Bradley shook his head. “Not long. The thing of it is, he swears he had no pain before a couple of days ago, and no symptoms until the blood appeared. It’s almost impossible to believe.”
“Link’s strong. He could lose an arm and he wouldn’t notice until he tried to wind his watch.”
“Nobody is that strong. Believe me, he should have been in agony for months.”
Lopez’s sandwich arrived, but, like Bradley, he no longer had much of an appetite.
“Where is he?”
“ Manchester. I think they’ll keep him there until…well, until the end.”
The two men sat in silence, watching the life of the town pass by the window. People waved, and they waved back, but their smiles were automatic and without warmth.

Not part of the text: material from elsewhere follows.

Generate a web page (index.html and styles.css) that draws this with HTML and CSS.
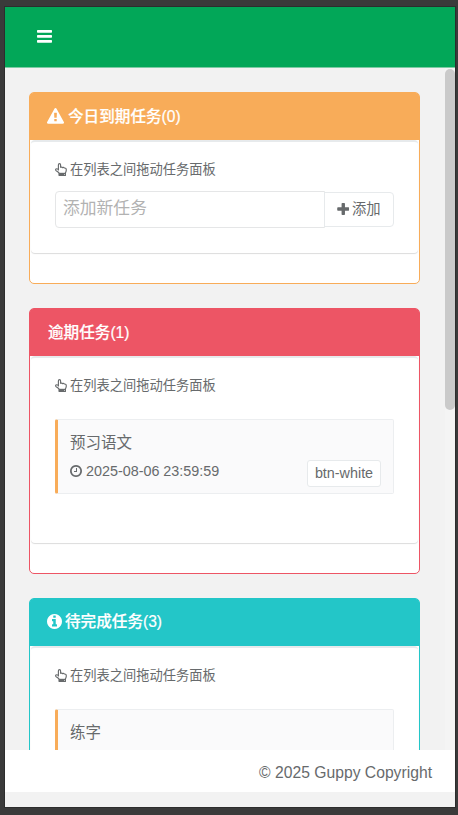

“My father died of cancer,” said Bradley.
“I didn’t know that.”
“He smoked a lot. Drank some too. Ate red meat, fried food, didn’t believe he was eating a real dessert unless his arteries began cracking halfway through. If cancer hadn’t taken him, there were about a dozen other candidates lined up for the job.”
“I had a friend who died of cancer,” said Lopez. “Andy Stone. He was a detective with the state police. He didn’t drink, didn’t smoke, and ran fifty or sixty miles every week. They diagnosed him, and he was dead within a year.”
“What was it?”
“Pancreatic cancer.”
Bradley winced.
“Bad. It’s all bad, but some are worse than others.”
“I hear a lot of stories like that. Some of them are people that I knew, or friends of friends: people contracting that shit without any apparent cause, people who ate like they were supposed to, didn’t work in risky jobs, didn’t even seem to have much stress in life. Next thing, they’re just shadows. I don’t think I can go that way. I don’t know how good I am with pain, to tell the truth. I’ve never been shot, never broken a limb, never even been in the hospital since I had my tonsils taken out as a boy. I saw the way Andy went, and I don’t think I could take that kind of suffering.”
“Folks are strong,” said Bradley. “Like Link, I suppose. Our instinct is to fight, and to survive. It never ceases to amaze me, the reserves of strength that lie inside the most ordinary men and women. Even in the worst of suffering, there’s cause for hope, or admiration, anyway.”
Lopez pushed his sandwich away. “This is a conversation I didn’t need to have,” he said.
“Let’s hope it’s the last time. You should feel sorry for Stevie over there. He’s going to think his food sucks.”
Lopez glanced over his shoulder to where Steve DiVentura stood at the register, a pencil behind his ear as he totaled his customers’ checks.
“Maybe he’ll give us a discount if we complain.”
“Steve? If we complain he’ll charge us extra for his time.”
The subject of food brought Lopez’s mind back to Link Frazier, and the bar that he had once owned and that he still used to frequent, driving the new owner crazy by commenting on what he described as the “fancy” food that it now served.